In conclusion, there is statistically significant evidence to affirm that shelf two holds more sugary cereals. This meets our initial hypothesis that less healthy cereals are placed on shelves that are eye-level, if we assume that more sugar in cereals means they are less healthy. This result remained constant among all of the visualizations and analyses performed. From the pie charts, we could see that the majority of sugary cereals (63.16%) were on shelf 2. Similarly, the dotchart showed the same result. The boxplot showed shelf 2 had the highest mean of sugars per serving. Lastly, the ANOVA test showed that the means across all three shelves were significantly different which was further proven by the Tukey test which showed that shelf 2 specifically was statistically different from the other two shelves. There was not enough evidence to conclude that the calories among all three shelves were significantly different. This was evident in all of the visualizations but most concretely shown by the ANOVA test which concluded that the means of the calories were not statistically different across all three shelves.

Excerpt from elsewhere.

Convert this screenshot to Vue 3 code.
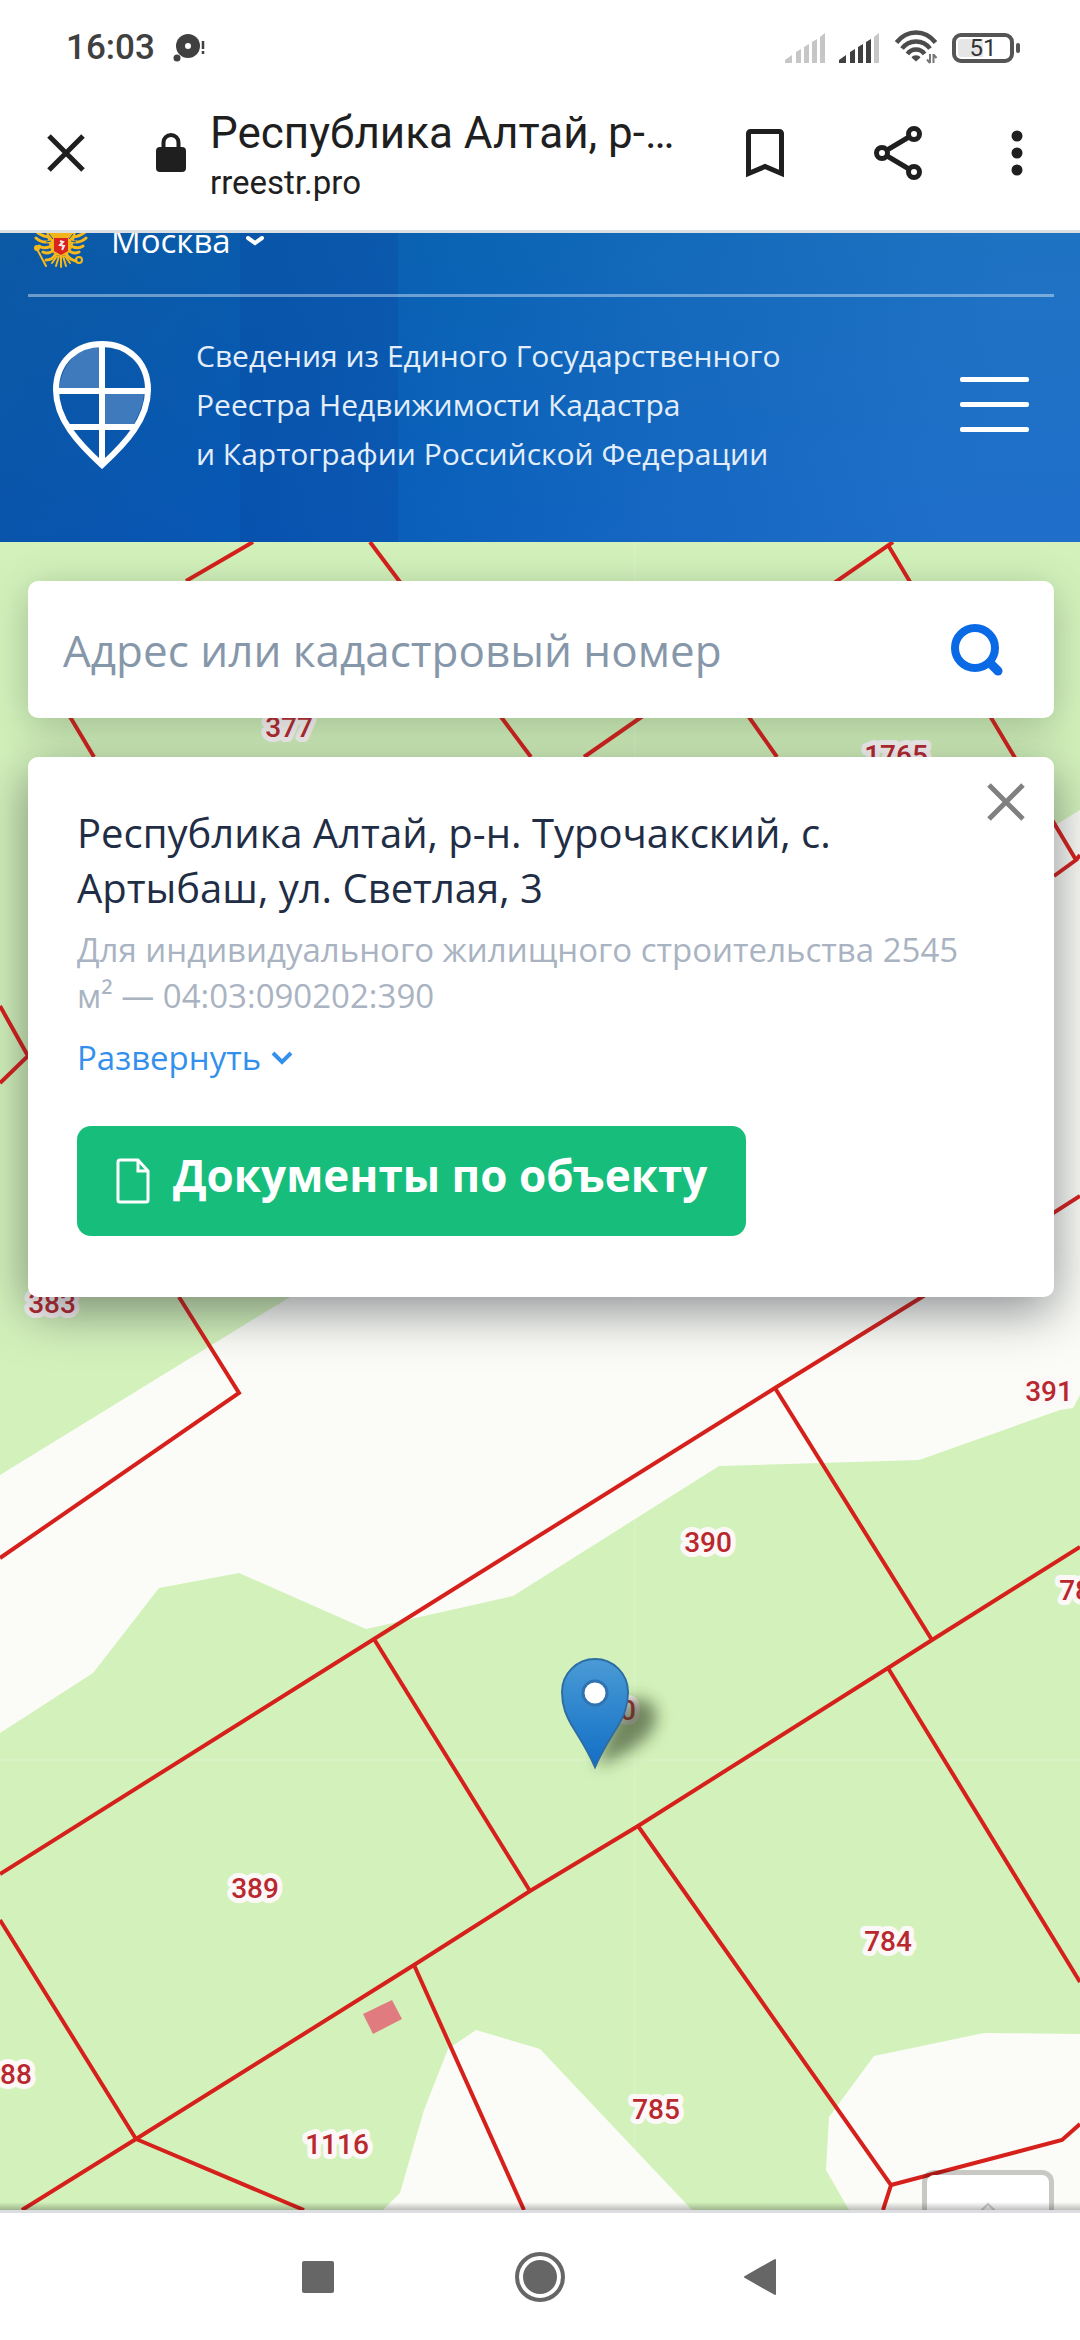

Regarding future work, more data would be needed from other grocery stores to see if the results remain constant. Additionally, if there are more than 3 shelves, it would be interesting to see where the most sugarly cereals are placed. Would the placement change from shelf 2 to shelf 3? The limitations of this study would include that the sample was relatively small. A larger pool of data would provide better, more reliable results. Additionally, I would like to look into other nutritional data besides calories and sugar in another future analysis.